Mr. David L. More, the president of Rattancraft of California, testified that he has been to Taiwan on four occasions and had seen the plant of the manufacturer involved in the instant importation. Merchandise from this manufacturer is always bought ex-factory. Very often, the witness states, the factory does not have anyone who can handle the details required for export so his buying agent takes care of this. The letter of credit included all payments for the goods, ocean freight, inland freight, buying commission and all charges.

Mr. James A. Guthrie of the International Department of the Bank of America, produced the various documents relating to the letter of credit covering the involved merchandise which were received in evidence.

Mr. More was recalled by plaintiffs in rebuttal and testified that letters of credit are always issued to his agent and not the manufacturer. He could not recall why the letter of credit in this case was issued to the manufacturer unless the agent asked him to do so. The reason the letter of credit is issued to the agent is for the purpose of keeping control of the shipment all the way from factory to the United States.
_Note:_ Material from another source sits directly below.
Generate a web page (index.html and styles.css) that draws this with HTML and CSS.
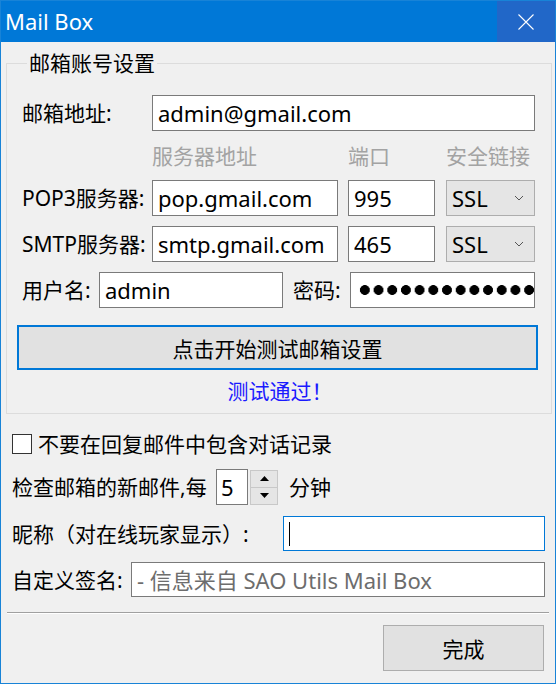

An appraisement made on the basis of first cost, plus additional enumerated charges, is considered as being separable. In the instant case, the appraisement was made on the basis of invoiced unit values, plus items marked “X”. The only contested items herein are the inland charges and shipping charges. A party challenging a separable ap-praisement may reply upon the presumption of correctness attaching to all portions of the appraisement not challenged. United States v. Fritzsche Bros., Inc., 35 CCPA 60, C.A.D. 371 (1947); United States v. Chadwick-Miller Importers, Inc., et al., 54 CCPA 93, C.A.D. 914 (1967).

Plaintiffs accordingly rely upon the presumption of correctness attaching to the invoiced value and the packing charges, and claim this to be the proper dutiable value. In order for plaintiffs to prevail, they must establish the availability of the merchandise at an ex-factory price to all who wish to purchase. The record herein establishes to my satisfaction that sales by this manufacturer are made only at the factory. Therefore inland freight charges and shipping charges from the factory to the railroad are not properly part of the dutiable value. United States v. Dan Brechner et al., 38 Cust. Ct. 719, A.R.D. 71 (1957).

The court is cognizant of the fact that in this instance the letter of credit was made out to the manufacturer. The manner of payment *752of the letter of credit or the firm to whom it is payable does not establish the manner of sale. The evidence stands unrebutted that merchandise manufactured by the shipper involved is sold only at the factory.

I therefore find:

1. The merchandise covered by this appeal for a reappraisement consists of bamboo fencing exported from Taiwan on or about June 24, 1966.
2. This merchandise is not on the final list promulgated by the Secretary of the Treasury under section 6(a) of the Customs Simplification Act of 1956.
3. Said merchandise was appraised at the invoiced unit values, plus items marked “X”, which included packing, shipping charges and inland freight.
4. That the merchandise was freely sold to all purchasers at ex-factory prices which did not include shipping charges and inland freight.

I conclude:

1. Export value as that value is defined in section 402(b), Tariff Act of 1930, as amended by the Customs Simplification Act of 1956, is the proper basis of value.
2. That such values are the ex-factory prices, plus packing charges as shown on the invoice.

Judgment will be entered accordingly.